C'était il y a quelques années déjà... une conversation avec Paul, dans la cuisine de la rue des Camélias. Je m'interrogeais sur ce qui m'avait poussée à sortir des chemins balisés, d'un quotidien sans heurts véritables, et à entrer dans le doute pédagogique permanent, l'inconfort, l'incertitude. Un jour même, à risquer l'inconnu dans ma vie tout entière.
Ses yeux pétillèrent et il me dit : « Tu avais le manque du manque ! »
Une existence assurée de toute part, jusqu'à la caricature. J'étais une enfant du sérail qui « naturellement » y avait trouvé sa place à l'âge adulte, issue de cette étrange bulle si convoitée par la génération des grands-parents, ce pays de Cocagne à l'abri des besoins que représentait alors l'Éducation nationale.
Jamais vraiment sortie de l'école, j'étais juste passée de l'autre côté du bureau, j'avais quitté les rangs pour devenir « maitresse » et, après des années de présence effacée, j'essayais d'éviter à mes nouveaux élèves l'ennui profond qui avait été le mien tout ce temps.
Lorsque j'écris « ennui », je n'y mets pourtant pas de connotation négative.

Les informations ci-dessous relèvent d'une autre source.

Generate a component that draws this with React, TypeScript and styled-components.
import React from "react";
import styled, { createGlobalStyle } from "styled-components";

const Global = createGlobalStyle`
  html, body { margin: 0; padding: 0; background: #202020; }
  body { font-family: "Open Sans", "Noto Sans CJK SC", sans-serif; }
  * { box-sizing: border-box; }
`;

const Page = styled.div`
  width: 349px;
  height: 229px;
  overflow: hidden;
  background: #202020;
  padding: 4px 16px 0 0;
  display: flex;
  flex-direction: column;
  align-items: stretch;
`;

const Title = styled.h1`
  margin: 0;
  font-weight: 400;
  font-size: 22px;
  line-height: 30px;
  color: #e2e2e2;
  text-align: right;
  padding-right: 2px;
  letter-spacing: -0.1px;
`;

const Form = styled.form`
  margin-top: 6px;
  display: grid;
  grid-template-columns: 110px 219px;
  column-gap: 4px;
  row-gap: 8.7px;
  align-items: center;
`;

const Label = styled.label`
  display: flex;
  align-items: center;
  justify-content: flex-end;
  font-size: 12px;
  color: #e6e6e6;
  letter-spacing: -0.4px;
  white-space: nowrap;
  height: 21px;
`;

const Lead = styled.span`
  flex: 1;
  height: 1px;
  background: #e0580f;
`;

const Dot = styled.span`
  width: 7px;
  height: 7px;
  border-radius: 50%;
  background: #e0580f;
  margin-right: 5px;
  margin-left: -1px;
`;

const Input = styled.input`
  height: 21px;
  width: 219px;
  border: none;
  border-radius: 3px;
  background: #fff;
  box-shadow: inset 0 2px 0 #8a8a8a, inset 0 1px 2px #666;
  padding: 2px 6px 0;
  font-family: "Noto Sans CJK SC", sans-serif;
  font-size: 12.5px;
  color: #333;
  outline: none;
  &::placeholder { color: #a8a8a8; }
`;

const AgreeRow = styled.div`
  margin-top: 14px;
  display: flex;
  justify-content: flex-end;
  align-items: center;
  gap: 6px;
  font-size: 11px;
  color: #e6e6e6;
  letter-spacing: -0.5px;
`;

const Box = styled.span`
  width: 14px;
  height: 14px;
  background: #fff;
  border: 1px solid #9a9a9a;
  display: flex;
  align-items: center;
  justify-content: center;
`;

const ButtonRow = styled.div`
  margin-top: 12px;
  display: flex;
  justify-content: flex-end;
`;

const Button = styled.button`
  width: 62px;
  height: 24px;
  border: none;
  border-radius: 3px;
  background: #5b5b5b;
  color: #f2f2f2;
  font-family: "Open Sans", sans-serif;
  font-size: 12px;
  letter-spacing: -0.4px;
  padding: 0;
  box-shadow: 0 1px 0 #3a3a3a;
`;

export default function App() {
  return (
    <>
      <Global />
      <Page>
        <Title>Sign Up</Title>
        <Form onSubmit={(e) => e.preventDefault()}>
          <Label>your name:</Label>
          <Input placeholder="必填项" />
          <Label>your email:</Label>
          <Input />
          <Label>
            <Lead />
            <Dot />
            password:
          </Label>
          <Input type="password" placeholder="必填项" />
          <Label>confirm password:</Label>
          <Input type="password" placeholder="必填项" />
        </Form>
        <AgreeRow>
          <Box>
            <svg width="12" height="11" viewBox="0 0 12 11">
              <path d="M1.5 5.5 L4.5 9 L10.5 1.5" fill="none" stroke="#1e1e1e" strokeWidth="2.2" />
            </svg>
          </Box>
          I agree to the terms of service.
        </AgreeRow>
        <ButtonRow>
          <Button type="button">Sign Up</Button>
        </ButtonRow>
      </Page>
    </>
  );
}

Cet ennui-là m'était aussi rassurant et protecteur, car il laissait place à la contemplation, à l'imaginaire, il me protégeait des affres de la vie ordinaire. Devenue femme puis mère, je l'ai souvent regretté lorsqu'il m'a fallu, dans la bousculade incessante des tâches et des idées, essayer de garder l'équilibre sans cesser d'avancer.
La passivité relative, si appréciée par le monde des adultes et baptisée un peu exagérément « sagesse », ne transforme pas forcément un enfant en légume, elle lui ouvre parfois les portes d'un royaume, d'une vie intérieure que beaucoup aujourd'hui ont du mal à structurer, submergés qu'ils sont d'images, d'injonctions paradoxales, encombrés de désirs et d'objets inutiles.

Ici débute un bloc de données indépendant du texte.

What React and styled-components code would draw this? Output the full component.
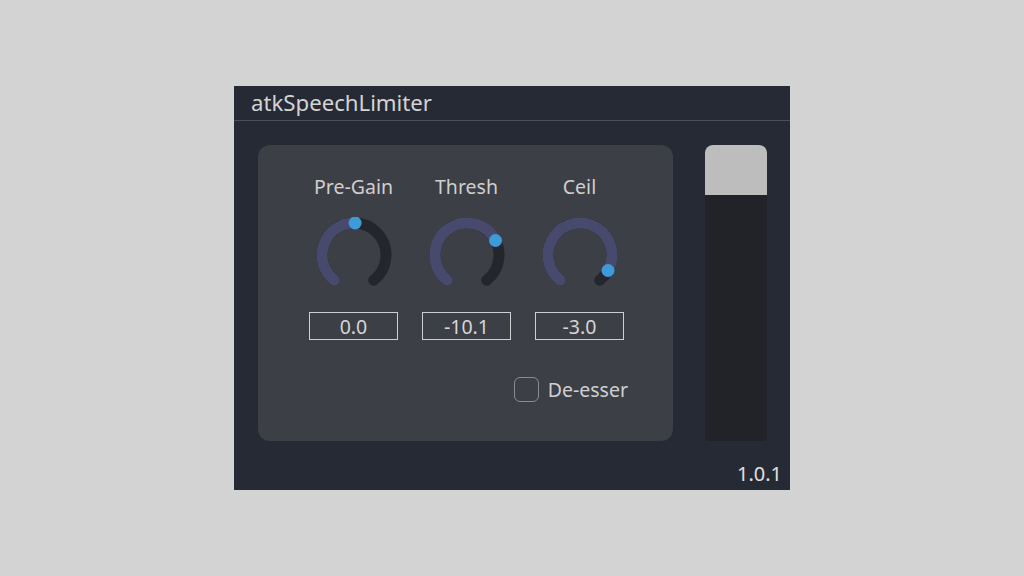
import React from 'react';
import styled, { createGlobalStyle } from 'styled-components';

const Global = createGlobalStyle`
  html, body { margin: 0; padding: 0; }
  body {
    background: #d3d3d3;
    font-family: "Noto Sans", "Open Sans", sans-serif;
  }
`;

const Page = styled.div`
  width: 1024px;
  height: 576px;
  display: flex;
  align-items: center;
  justify-content: center;
`;

const Window = styled.div`
  width: 556px;
  height: 404px;
  background: #262a35;
  display: flex;
  flex-direction: column;
  color: #d2d2d2;
`;

const TitleBar = styled.div`
  height: 35px;
  box-sizing: border-box;
  padding-left: 17px;
  padding-bottom: 1px;
  display: flex;
  align-items: center;
  font-size: 22.2px;
  border-bottom: 1px solid #4a4e5a;
  color: #d4d4d4;
`;

const Body = styled.div`
  flex: 1;
  display: flex;
  flex-direction: column;
  padding: 24px 23px 0 24px;
`;

const Main = styled.div`
  display: flex;
  gap: 32px;
  height: 296px;
`;

const Panel = styled.div`
  width: 415px;
  background: #3c3f45;
  border-radius: 12px;
  box-sizing: border-box;
  padding: 32px 49px 0 51px;
  display: flex;
  flex-direction: column;
`;

const Knobs = styled.div`
  display: grid;
  grid-template-columns: repeat(3, 89px);
  gap: 24px;
`;

const Column = styled.div`
  display: flex;
  flex-direction: column;
  align-items: center;
`;

const Label = styled.div`
  font-size: 19.5px;
  line-height: 20px;
  height: 20px;
  color: #cfcfcf;
  white-space: nowrap;
`;

const KnobSvg = styled.svg`
  width: 76px;
  height: 76px;
  margin-top: 20px;
`;

const ValueBox = styled.div`
  margin-top: 19px;
  width: 89px;
  height: 28px;
  box-sizing: border-box;
  border: 1.5px solid #cfcfcf;
  display: flex;
  align-items: center;
  justify-content: center;
  font-size: 19.5px;
  color: #d6d6d6;
`;

const CheckRow = styled.label`
  margin-top: 36px;
  margin-right: -4px;
  display: flex;
  justify-content: flex-end;
  align-items: center;
  gap: 9px;
  font-size: 19.5px;
  color: #d0d0d0;
`;

const Box = styled.span`
  width: 25px;
  height: 25px;
  box-sizing: border-box;
  border: 1.5px solid #8a8c90;
  border-radius: 6px;
`;

const Slider = styled.div`
  width: 62px;
  display: flex;
  flex-direction: column;
  background: #222328;
  border-radius: 8px 8px 3px 3px;
`;

const Thumb = styled.div`
  height: 50px;
  background: #bdbdbd;
  border-radius: 8px 8px 0 0;
`;

const Footer = styled.div`
  flex: 1;
  display: flex;
  justify-content: flex-end;
  align-items: flex-end;
  padding: 0 0 3px 0;
  margin-right: -15px;
  font-size: 20px;
  color: #e0e0e0;
`;

const pt = (a, r) => {
  const rad = (a * Math.PI) / 180;
  return [38 + r * Math.sin(rad), 38 - r * Math.cos(rad)];
};

const arc = (a0, a1, r) => {
  const [x0, y0] = pt(a0, r);
  const [x1, y1] = pt(a1, r);
  const large = a1 - a0 > 180 ? 1 : 0;
  return `M ${x0} ${y0} A ${r} ${r} 0 ${large} 1 ${x1} ${y1}`;
};

const START = -142;
const END = 142;

function Knob({ angle }) {
  const [dx, dy] = pt(angle, 32);
  return (
    <KnobSvg viewBox="0 0 76 76">
      <path d={arc(START, END, 32)} fill="none" stroke="#24262e" strokeWidth="11" strokeLinecap="round" />
      <path d={arc(START, angle, 32)} fill="none" stroke="#474a6d" strokeWidth="11" strokeLinecap="round" />
      <circle cx={dx} cy={dy} r="6.5" fill="#3f9bd8" />
    </KnobSvg>
  );
}

const params = [
  { name: 'Pre-Gain', angle: 2, value: '0.0' },
  { name: 'Thresh', angle: 63, value: '-10.1' },
  { name: 'Ceil', angle: 119, value: '-3.0' },
];

export default function App() {
  return (
    <Page>
      <Global />
      <Window>
        <TitleBar>atkSpeechLimiter</TitleBar>
        <Body>
          <Main>
            <Panel>
              <Knobs>
                {params.map((p) => (
                  <Column key={p.name}>
                    <Label>{p.name}</Label>
                    <Knob angle={p.angle} />
                    <ValueBox>{p.value}</ValueBox>
                  </Column>
                ))}
              </Knobs>
              <CheckRow>
                <Box />
                De-esser
              </CheckRow>
            </Panel>
            <Slider>
              <Thumb />
            </Slider>
          </Main>
          <Footer>1.0.1</Footer>
        </Body>
      </Window>
    </Page>
  );
}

D'où me vint donc ce manque du manque que je regarde aujourd'hui comme un signal d'alarme, un réflexe de survie de l'être tout entier lorsque le silence, l'espace, le temps se mettent à rétrécir, lorsque nos vies sont si parfaitement étanches et ordonnées que nous y manquons d'air ?
Qu'y a-t-il dans le manque qui nous exalte, nous propulse, nous densifie, là où le confort nous amollit ?
Le manque serait-il ce soleil à la fois vital et potentiellement destructeur, ce feu qui nous forge et nous évite le pourrissement ? Le manque n'est pas la misère, il n'a pas son aridité, sa cruauté, il est la juste privation, le jeûne physique ou mental qui donne à tout ce que nous avons sa valeur, sa place, son utilité, et nous libère du reste. Il est le remède aux certitudes qui nous figent dans une mort de l'esprit bien plus redoutable peut-être que celle des corps. Le manque va son chemin vers l'inconnu avec ce qu'il nous faut d'inquiétude mesurée pour rester vigilants, créateurs, productifs. Mais pour jouer son rôle, il doit être équitablement réparti entre la matière et l'esprit, et s'il ne disparait jamais d'aucune vie, c'est plus dans ce déséquilibre-là qu'il devient souvent « misère ».
Les enfants de nos pays supposés « riches » sont encore bien trop nombreux à connaitre le manque sous son aspect matériel. Que la lutte contre la misère ne soit pas la priorité absolue reste infamant pour de prétendues démocraties, mais la détresse croissante générée par le manque d'écoute et d'attention réelles fait aussi ses ravages sous une autre forme : gamins déboussolés, consommateurs addicts dès le berceau... quels adultes immatures tiennent donc aujourd'hui les commandes d'un flippeur dont ils ne sont plus que les billes affolées ?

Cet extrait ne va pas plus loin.